Amsalem: Netanyahu may go back to UN agreement on migrants

Coalition chairman said the PM may go back to plan he canceled within 24 hours of its announcement, and that the proposal to probe the New Israel Fund is toothless.

Migrants, activists in Jerusalem and Tel Aviv protest Netanyahu's scrapping of relocation deal, April 3, 2018 (Reuters/Tamara Zieve)
After Prime Minister Benjamin Netanyahu was for, against, and then for deporting African migrants again this week, coalition chairman David Amsalem said on Wednesday that Netanyahu could go back to the agreement he announced this week to absorb half of them.
“Apparently what happened is that the prime minister saw and heard ministers and many people with a different view, and said, ‘Let’s put it on hold, let’s have a deeper discussion, and see what we’ll do.’ After the holiday, the prime minister will call in the cabinet and hold discussions,” Amsalem told Kan Bet radio, referring to Passover, which ends this weekend.
Unlike many in the Likud, Amsalem, who used to lead the Knesset Interior Committee, which deals with the issue of African migrants, said: “I’ve been dealing with this matter for three years. In my eyes, the decision was a balanced one.”
On Monday, Netanyahu announced that Israel reached an agreement with the Office of the UN High Commission for Refugees that nearly half of the African migrants in Israel would be absorbed in Western countries, and the other half would receive legal status in Israel. In addition, the government would provide those who remain employment training and spread them around the country, rather than in south Tel Aviv, where most of the migrants live.
Hours later, following sharp criticism from within the Likud and from leaders of other parties in the coalition, Netanyahu said he was suspending the plan pending further consultations.
On Tuesday morning, he met with representatives of south Tel Aviv neighborhoods, and soon thereafter said the plan was canceled.

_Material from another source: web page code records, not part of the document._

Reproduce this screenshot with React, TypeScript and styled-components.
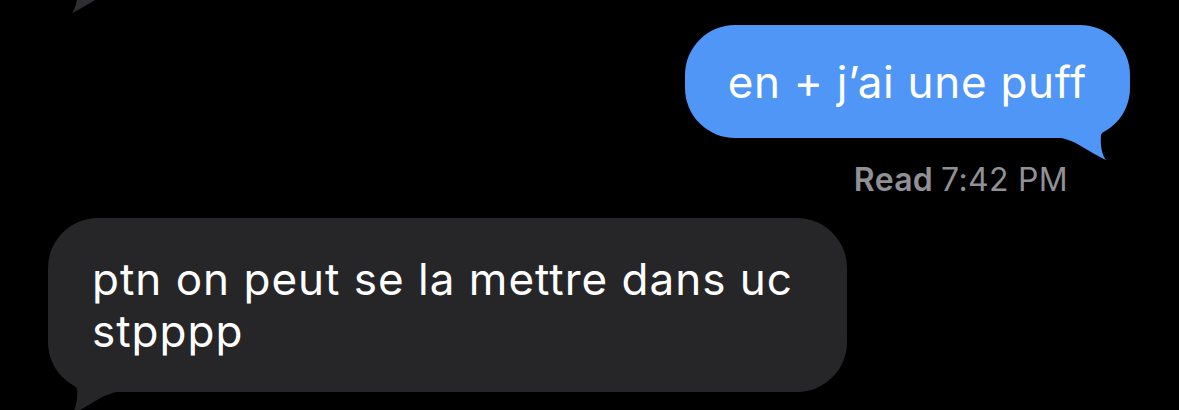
import React from 'react';
import styled, { createGlobalStyle } from 'styled-components';

const GlobalStyle = createGlobalStyle`
  html {
    overflow: hidden;
    background: #000;
  }
  body {
    margin: 0;
    padding: 0;
    min-height: 100vh;
    background: #000;
    font-family: Inter, "Liberation Sans", Arial, sans-serif;
    -webkit-font-smoothing: antialiased;
  }
`;

const colors = {
  outgoing: '#4f96f6',
  incoming: '#262629',
  stub: '#2e2e32',
  meta: '#909095',
};

const Thread = styled.div`
  display: flex;
  flex-direction: column;
  padding: 0 49px 30px 48px;
`;

const Row = styled.div<{ $align: 'start' | 'end'; $gap?: number }>`
  display: flex;
  justify-content: ${({ $align }) => ($align === 'end' ? 'flex-end' : 'flex-start')};
  margin-top: ${({ $gap }) => $gap || 0}px;
`;

const Bubble = styled.div<{ $from: 'me' | 'them' }>`
  position: relative;
  box-sizing: border-box;
  max-width: 799px;
  padding: ${({ $from }) => ($from === 'me' ? '31px 43px 30px' : '35px 44px')};
  border-radius: 50px;
  background: ${({ $from }) => ($from === 'me' ? colors.outgoing : colors.incoming)};
  color: #fff;
  font-size: 44px;
  line-height: 52px;
  letter-spacing: ${({ $from }) => ($from === 'me' ? '0.7px' : '1px')};
  white-space: pre-wrap;
`;

const TailStub = styled.div`
  position: relative;
  height: 14px;
`;

const TailSvg = styled.svg<{ $side: 'left' | 'right'; $bottom: number }>`
  position: absolute;
  bottom: ${({ $bottom }) => $bottom}px;
  ${({ $side }) => ($side === 'right' ? 'right: 2px;' : 'left: 2px; transform: scaleX(-1);')}
`;

const Status = styled.div`
  padding-right: 62px;
  color: ${colors.meta};
  font-size: 32px;
  line-height: 38px;
  letter-spacing: 0.3px;
`;

const StatusKey = styled.span`
  font-weight: 600;
  margin-right: 8px;
`;

interface TailProps {
  side: 'left' | 'right';
  color: string;
  bottom?: number;
}

const Tail: React.FC<TailProps> = ({ side, color, bottom = -23 }) => (
  <TailSvg $side={side} $bottom={bottom} width="68" height="61" viewBox="0 0 68 61">
    <path
      d="M0,0 H67 C66,10 48,22 41,35 C40,45 42,55 46,60 C32,54 14,39 0,38 Z"
      fill={color}
    />
  </TailSvg>
);

const App: React.FC = () => (
  <>
    <GlobalStyle />
    <Thread>
      <TailStub>
        <Tail side="left" color={colors.stub} bottom={0} />
      </TailStub>
      <Row $align="end" $gap={11}>
        <Bubble $from="me">
          en + j’ai une puff
          <Tail side="right" color={colors.outgoing} />
        </Bubble>
      </Row>
      <Row $align="end" $gap={23}>
        <Status>
          <StatusKey>Read</StatusKey>7:42 PM
        </Status>
      </Row>
      <Row $align="start" $gap={19}>
        <Bubble $from="them">
          ptn on peut se la mettre dans uc stpppp
          <Tail side="left" color={colors.incoming} />
        </Bubble>
      </Row>
    </Thread>
  </>
);

export default App;
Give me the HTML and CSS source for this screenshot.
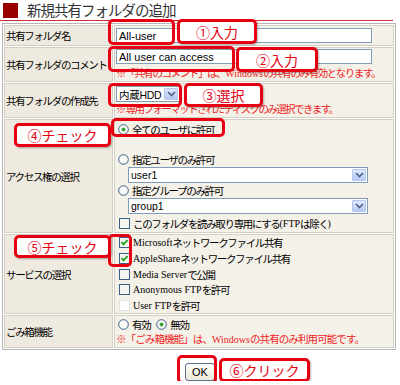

Amsalem said Netanyahu came to the agreement with the UNHCR for lack of good alternatives.
“The prime minister had to choose between bad and worse.
The decision was good, because the situation we were in” – after the High Court of Justice struck down the government decision to deport migrants to Rwanda – “was much worse, and Netanyahu said, ‘Let’s move forward.’ “The enemy of good is the very good. Sometimes, when you need to make forward, you make an interim decision,” Amsalem continued. “Any proposal is worthy as long as it’s legal, and that refugees stay in Israel, which is a small group, and economic migrants don’t stay here.”
“If [Bayit Yehudi chairman Naftali] Bennett has a better idea, he should tell us,” Amsalem said, expressing pessimism about the chances of passing a law that would circumvent the High Court ruling.
AMSALEM BLAMED the High Court for the government’s problems with the issue.
“The country wanted to put them [migrants] in the Holot holding facility for three years, so they would decide to leave on their own, but the High Court canceled it... We can’t deport them, the High Court won’t allow it,” he said.
“Because of the High Court, we almost reached a situation in which the state had to pay them National Insurance and unemployment benefits.”
According to Amsalem, Netanyahu has been working very hard on this issue for six years: “On almost every trip, to Africa and other international meetings, he spoke with heads of state so they would accept work migrants – and not for free.
“There was one country [Rwanda] willing to do it under the radar. Left-wing NGOs like the New Israel Fund and others... funded by Europe...
worked against it,” the coalition chairman said, echoing the prime minister’s accusations.
“The situation today is that we’re stuck. There are 40,000 economic migrants here, the court won’t let us deport them, and all the left-wing NGOs are protesting. I didn’t see them protesting when Jews were expelled from Gush Katif [in the Gaza Strip in 2005]. When it’s Jews, it’s one standard, and when it’s Arabs or economic migrants, it’s another standard,” Amsalem lamented.
As for Netanyahu’s call to establish a parliamentary commission of inquiry on the New Israel Fund’s supposed intervention in the matter, which the organization denies, Amsalem said the commission would be toothless.
“I say in advance: It has the same status of any committee in the Knesset... Bottom line, its result would be to bring the subject to public discussion.
That’s its job. But we’re already talking about it,” Amsalem pointed out.
New Israel Fund director-general Miki Gitzin told Kan Bet on Thursday morning that Netanyahu’s accusations were “total nonsense with no grip on reality.”
Gitzin said the New Israel Fund invested $200,000 in the campaign against deportation, most of which went to demonstrations, and all of which was used in Israel.
In October, Knesset Legal Adviser Eyal Yinon said the legislature does not have the authority to open a commission of inquiry into left-wing NGOs.
Yinon said investigating civil-society organizations for ideological reasons “violates basic governmental principles.
Parliamentary commissions of inquiry are not the place for ideological clarifications, and they are meant to oversee the government, not civil society.”
In 2011, Netanyahu came out against the Knesset investigating left-wing NGOs or anything at all. When the matter was proposed, he commented: “I do not propose parliamentary commissions of inquiry...
We don’t need investigations in the Knesset.”